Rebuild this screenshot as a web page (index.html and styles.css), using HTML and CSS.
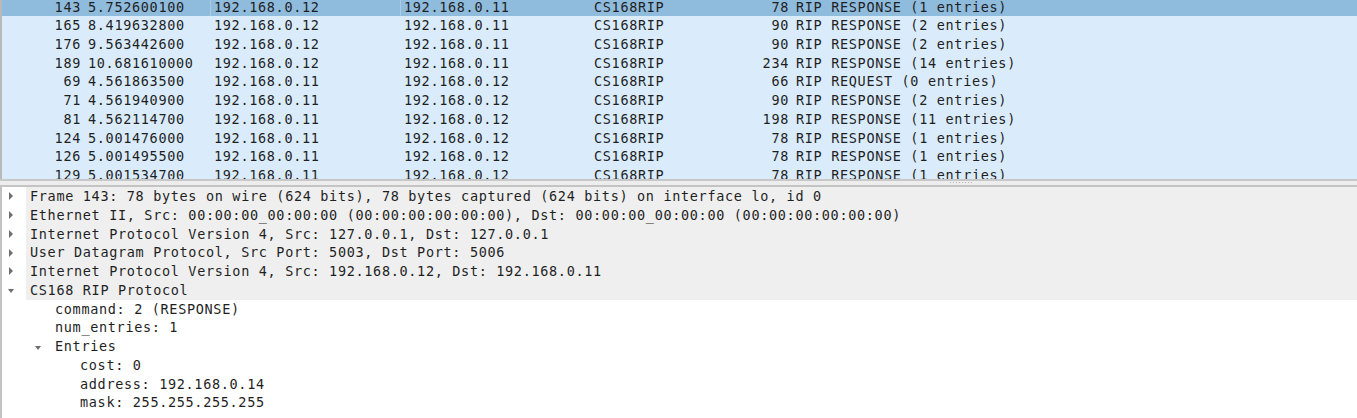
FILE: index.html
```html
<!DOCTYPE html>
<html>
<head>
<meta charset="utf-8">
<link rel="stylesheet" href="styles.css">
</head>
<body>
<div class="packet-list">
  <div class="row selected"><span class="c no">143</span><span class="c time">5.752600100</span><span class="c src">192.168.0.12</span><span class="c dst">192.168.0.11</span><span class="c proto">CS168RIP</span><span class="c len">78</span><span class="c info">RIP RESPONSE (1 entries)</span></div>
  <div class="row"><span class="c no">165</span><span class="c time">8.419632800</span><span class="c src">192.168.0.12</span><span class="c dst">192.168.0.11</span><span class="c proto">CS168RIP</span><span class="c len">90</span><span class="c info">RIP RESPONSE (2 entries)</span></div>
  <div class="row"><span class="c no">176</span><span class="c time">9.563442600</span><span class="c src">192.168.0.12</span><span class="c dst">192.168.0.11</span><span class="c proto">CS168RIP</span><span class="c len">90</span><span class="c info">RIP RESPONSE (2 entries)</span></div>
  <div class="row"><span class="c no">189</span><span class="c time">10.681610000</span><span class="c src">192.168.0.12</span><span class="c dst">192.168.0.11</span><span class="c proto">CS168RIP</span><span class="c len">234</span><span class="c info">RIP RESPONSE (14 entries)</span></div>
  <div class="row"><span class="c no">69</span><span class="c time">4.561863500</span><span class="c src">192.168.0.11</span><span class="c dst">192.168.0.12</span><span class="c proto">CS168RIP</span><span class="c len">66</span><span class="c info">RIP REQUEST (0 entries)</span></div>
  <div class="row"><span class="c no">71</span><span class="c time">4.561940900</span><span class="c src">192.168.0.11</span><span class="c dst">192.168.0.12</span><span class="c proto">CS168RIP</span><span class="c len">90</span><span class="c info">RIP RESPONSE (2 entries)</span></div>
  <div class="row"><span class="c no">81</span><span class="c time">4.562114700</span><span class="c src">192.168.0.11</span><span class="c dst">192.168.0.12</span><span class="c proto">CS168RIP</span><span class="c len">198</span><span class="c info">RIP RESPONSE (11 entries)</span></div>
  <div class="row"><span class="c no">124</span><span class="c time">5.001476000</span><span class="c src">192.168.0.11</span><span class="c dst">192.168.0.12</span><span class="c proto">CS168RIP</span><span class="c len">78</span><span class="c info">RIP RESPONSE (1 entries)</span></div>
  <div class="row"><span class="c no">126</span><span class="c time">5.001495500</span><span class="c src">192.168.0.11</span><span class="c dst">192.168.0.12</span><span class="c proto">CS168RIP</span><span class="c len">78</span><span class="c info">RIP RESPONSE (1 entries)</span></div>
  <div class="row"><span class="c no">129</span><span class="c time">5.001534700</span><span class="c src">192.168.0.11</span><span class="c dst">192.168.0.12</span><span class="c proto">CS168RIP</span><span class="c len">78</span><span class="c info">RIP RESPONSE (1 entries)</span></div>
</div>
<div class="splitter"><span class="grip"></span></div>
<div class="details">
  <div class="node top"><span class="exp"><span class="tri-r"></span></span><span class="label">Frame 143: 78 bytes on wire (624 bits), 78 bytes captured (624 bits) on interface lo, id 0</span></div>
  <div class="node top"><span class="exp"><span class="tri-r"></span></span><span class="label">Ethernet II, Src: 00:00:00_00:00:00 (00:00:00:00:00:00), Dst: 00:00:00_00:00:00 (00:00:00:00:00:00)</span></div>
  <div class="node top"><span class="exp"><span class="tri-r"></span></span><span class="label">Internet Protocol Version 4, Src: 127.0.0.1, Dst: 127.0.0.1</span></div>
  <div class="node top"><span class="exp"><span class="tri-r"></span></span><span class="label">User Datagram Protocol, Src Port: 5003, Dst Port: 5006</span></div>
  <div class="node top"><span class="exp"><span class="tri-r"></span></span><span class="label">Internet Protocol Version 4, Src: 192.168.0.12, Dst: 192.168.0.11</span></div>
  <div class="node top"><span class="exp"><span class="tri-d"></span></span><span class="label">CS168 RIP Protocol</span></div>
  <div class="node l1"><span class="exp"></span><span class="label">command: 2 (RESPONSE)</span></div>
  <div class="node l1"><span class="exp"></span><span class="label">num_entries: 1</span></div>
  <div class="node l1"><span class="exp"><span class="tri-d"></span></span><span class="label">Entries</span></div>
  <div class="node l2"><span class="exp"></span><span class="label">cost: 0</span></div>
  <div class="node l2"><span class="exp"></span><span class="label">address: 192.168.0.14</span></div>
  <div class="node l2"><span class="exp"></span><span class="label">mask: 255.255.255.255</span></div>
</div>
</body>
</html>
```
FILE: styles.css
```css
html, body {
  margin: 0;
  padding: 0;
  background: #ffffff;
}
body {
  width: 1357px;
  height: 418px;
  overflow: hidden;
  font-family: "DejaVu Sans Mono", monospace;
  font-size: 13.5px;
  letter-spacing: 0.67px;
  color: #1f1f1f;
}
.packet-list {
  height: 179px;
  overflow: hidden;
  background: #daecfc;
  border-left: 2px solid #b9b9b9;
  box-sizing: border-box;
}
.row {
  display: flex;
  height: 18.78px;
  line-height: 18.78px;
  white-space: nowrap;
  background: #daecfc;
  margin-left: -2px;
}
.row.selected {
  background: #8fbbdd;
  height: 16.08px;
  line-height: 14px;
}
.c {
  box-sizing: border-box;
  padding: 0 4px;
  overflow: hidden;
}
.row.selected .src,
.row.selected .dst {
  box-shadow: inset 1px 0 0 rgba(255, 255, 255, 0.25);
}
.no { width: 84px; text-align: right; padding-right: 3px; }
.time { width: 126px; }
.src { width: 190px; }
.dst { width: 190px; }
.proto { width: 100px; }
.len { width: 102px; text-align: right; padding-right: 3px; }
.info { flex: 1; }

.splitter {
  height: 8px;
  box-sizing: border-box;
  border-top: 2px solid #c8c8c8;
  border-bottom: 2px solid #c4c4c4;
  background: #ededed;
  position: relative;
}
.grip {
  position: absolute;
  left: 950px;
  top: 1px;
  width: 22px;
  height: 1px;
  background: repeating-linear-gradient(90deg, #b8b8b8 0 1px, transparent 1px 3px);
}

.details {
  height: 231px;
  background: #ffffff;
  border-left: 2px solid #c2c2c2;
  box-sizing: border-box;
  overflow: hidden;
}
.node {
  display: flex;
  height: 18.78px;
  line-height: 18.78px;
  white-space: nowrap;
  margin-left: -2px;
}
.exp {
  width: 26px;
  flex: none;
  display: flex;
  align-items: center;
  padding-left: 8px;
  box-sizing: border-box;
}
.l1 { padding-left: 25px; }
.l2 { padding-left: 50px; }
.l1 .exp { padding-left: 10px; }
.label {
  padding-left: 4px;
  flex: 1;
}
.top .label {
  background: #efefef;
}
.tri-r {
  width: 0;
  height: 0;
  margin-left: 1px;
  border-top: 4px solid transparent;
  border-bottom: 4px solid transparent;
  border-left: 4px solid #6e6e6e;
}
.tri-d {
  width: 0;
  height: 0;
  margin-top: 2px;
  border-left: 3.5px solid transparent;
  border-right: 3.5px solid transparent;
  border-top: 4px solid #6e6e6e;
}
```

▶ _Instructions for the task_
Leave every image out, and retype the material exactly.

▶ _Full response_
Rebuild this screenshot as a web page (index.html and styles.css), using HTML and CSS.
FILE: index.html
```html
<!DOCTYPE html>
<html>
<head>
<meta charset="utf-8">
<link rel="stylesheet" href="styles.css">
</head>
<body>
<div class="packet-list">
  <div class="row selected"><span class="c no">143</span><span class="c time">5.752600100</span><span class="c src">192.168.0.12</span><span class="c dst">192.168.0.11</span><span class="c proto">CS168RIP</span><span class="c len">78</span><span class="c info">RIP RESPONSE (1 entries)</span></div>
  <div class="row"><span class="c no">165</span><span class="c time">8.419632800</span><span class="c src">192.168.0.12</span><span class="c dst">192.168.0.11</span><span class="c proto">CS168RIP</span><span class="c len">90</span><span class="c info">RIP RESPONSE (2 entries)</span></div>
  <div class="row"><span class="c no">176</span><span class="c time">9.563442600</span><span class="c src">192.168.0.12</span><span class="c dst">192.168.0.11</span><span class="c proto">CS168RIP</span><span class="c len">90</span><span class="c info">RIP RESPONSE (2 entries)</span></div>
  <div class="row"><span class="c no">189</span><span class="c time">10.681610000</span><span class="c src">192.168.0.12</span><span class="c dst">192.168.0.11</span><span class="c proto">CS168RIP</span><span class="c len">234</span><span class="c info">RIP RESPONSE (14 entries)</span></div>
  <div class="row"><span class="c no">69</span><span class="c time">4.561863500</span><span class="c src">192.168.0.11</span><span class="c dst">192.168.0.12</span><span class="c proto">CS168RIP</span><span class="c len">66</span><span class="c info">RIP REQUEST (0 entries)</span></div>
  <div class="row"><span class="c no">71</span><span class="c time">4.561940900</span><span class="c src">192.168.0.11</span><span class="c dst">192.168.0.12</span><span class="c proto">CS168RIP</span><span class="c len">90</span><span class="c info">RIP RESPONSE (2 entries)</span></div>
  <div class="row"><span class="c no">81</span><span class="c time">4.562114700</span><span class="c src">192.168.0.11</span><span class="c dst">192.168.0.12</span><span class="c proto">CS168RIP</span><span class="c len">198</span><span class="c info">RIP RESPONSE (11 entries)</span></div>
  <div class="row"><span class="c no">124</span><span class="c time">5.001476000</span><span class="c src">192.168.0.11</span><span class="c dst">192.168.0.12</span><span class="c proto">CS168RIP</span><span class="c len">78</span><span class="c info">RIP RESPONSE (1 entries)</span></div>
  <div class="row"><span class="c no">126</span><span class="c time">5.001495500</span><span class="c src">192.168.0.11</span><span class="c dst">192.168.0.12</span><span class="c proto">CS168RIP</span><span class="c len">78</span><span class="c info">RIP RESPONSE (1 entries)</span></div>
  <div class="row"><span class="c no">129</span><span class="c time">5.001534700</span><span class="c src">192.168.0.11</span><span class="c dst">192.168.0.12</span><span class="c proto">CS168RIP</span><span class="c len">78</span><span class="c info">RIP RESPONSE (1 entries)</span></div>
</div>
<div class="splitter"><span class="grip"></span></div>
<div class="details">
  <div class="node top"><span class="exp"><span class="tri-r"></span></span><span class="label">Frame 143: 78 bytes on wire (624 bits), 78 bytes captured (624 bits) on interface lo, id 0</span></div>
  <div class="node top"><span class="exp"><span class="tri-r"></span></span><span class="label">Ethernet II, Src: 00:00:00_00:00:00 (00:00:00:00:00:00), Dst: 00:00:00_00:00:00 (00:00:00:00:00:00)</span></div>
  <div class="node top"><span class="exp"><span class="tri-r"></span></span><span class="label">Internet Protocol Version 4, Src: 127.0.0.1, Dst: 127.0.0.1</span></div>
  <div class="node top"><span class="exp"><span class="tri-r"></span></span><span class="label">User Datagram Protocol, Src Port: 5003, Dst Port: 5006</span></div>
  <div class="node top"><span class="exp"><span class="tri-r"></span></span><span class="label">Internet Protocol Version 4, Src: 192.168.0.12, Dst: 192.168.0.11</span></div>
  <div class="node top"><span class="exp"><span class="tri-d"></span></span><span class="label">CS168 RIP Protocol</span></div>
  <div class="node l1"><span class="exp"></span><span class="label">command: 2 (RESPONSE)</span></div>
  <div class="node l1"><span class="exp"></span><span class="label">num_entries: 1</span></div>
  <div class="node l1"><span class="exp"><span class="tri-d"></span></span><span class="label">Entries</span></div>
  <div class="node l2"><span class="exp"></span><span class="label">cost: 0</span></div>
  <div class="node l2"><span class="exp"></span><span class="label">address: 192.168.0.14</span></div>
  <div class="node l2"><span class="exp"></span><span class="label">mask: 255.255.255.255</span></div>
</div>
</body>
</html>
```
FILE: styles.css
```css
html, body {
  margin: 0;
  padding: 0;
  background: #ffffff;
}
body {
  width: 1357px;
  height: 418px;
  overflow: hidden;
  font-family: "DejaVu Sans Mono", monospace;
  font-size: 13.5px;
  letter-spacing: 0.67px;
  color: #1f1f1f;
}
.packet-list {
  height: 179px;
  overflow: hidden;
  background: #daecfc;
  border-left: 2px solid #b9b9b9;
  box-sizing: border-box;
}
.row {
  display: flex;
  height: 18.78px;
  line-height: 18.78px;
  white-space: nowrap;
  background: #daecfc;
  margin-left: -2px;
}
.row.selected {
  background: #8fbbdd;
  height: 16.08px;
  line-height: 14px;
}
.c {
  box-sizing: border-box;
  padding: 0 4px;
  overflow: hidden;
}
.row.selected .src,
.row.selected .dst {
  box-shadow: inset 1px 0 0 rgba(255, 255, 255, 0.25);
}
.no { width: 84px; text-align: right; padding-right: 3px; }
.time { width: 126px; }
.src { width: 190px; }
.dst { width: 190px; }
.proto { width: 100px; }
.len { width: 102px; text-align: right; padding-right: 3px; }
.info { flex: 1; }

.splitter {
  height: 8px;
  box-sizing: border-box;
  border-top: 2px solid #c8c8c8;
  border-bottom: 2px solid #c4c4c4;
  background: #ededed;
  position: relative;
}
.grip {
  position: absolute;
  left: 950px;
  top: 1px;
  width: 22px;
  height: 1px;
  background: repeating-linear-gradient(90deg, #b8b8b8 0 1px, transparent 1px 3px);
}

.details {
  height: 231px;
  background: #ffffff;
  border-left: 2px solid #c2c2c2;
  box-sizing: border-box;
  overflow: hidden;
}
.node {
  display: flex;
  height: 18.78px;
  line-height: 18.78px;
  white-space: nowrap;
  margin-left: -2px;
}
.exp {
  width: 26px;
  flex: none;
  display: flex;
  align-items: center;
  padding-left: 8px;
  box-sizing: border-box;
}
.l1 { padding-left: 25px; }
.l2 { padding-left: 50px; }
.l1 .exp { padding-left: 10px; }
.label {
  padding-left: 4px;
  flex: 1;
}
.top .label {
  background: #efefef;
}
.tri-r {
  width: 0;
  height: 0;
  margin-left: 1px;
  border-top: 4px solid transparent;
  border-bottom: 4px solid transparent;
  border-left: 4px solid #6e6e6e;
}
.tri-d {
  width: 0;
  height: 0;
  margin-top: 2px;
  border-left: 3.5px solid transparent;
  border-right: 3.5px solid transparent;
  border-top: 4px solid #6e6e6e;
}
```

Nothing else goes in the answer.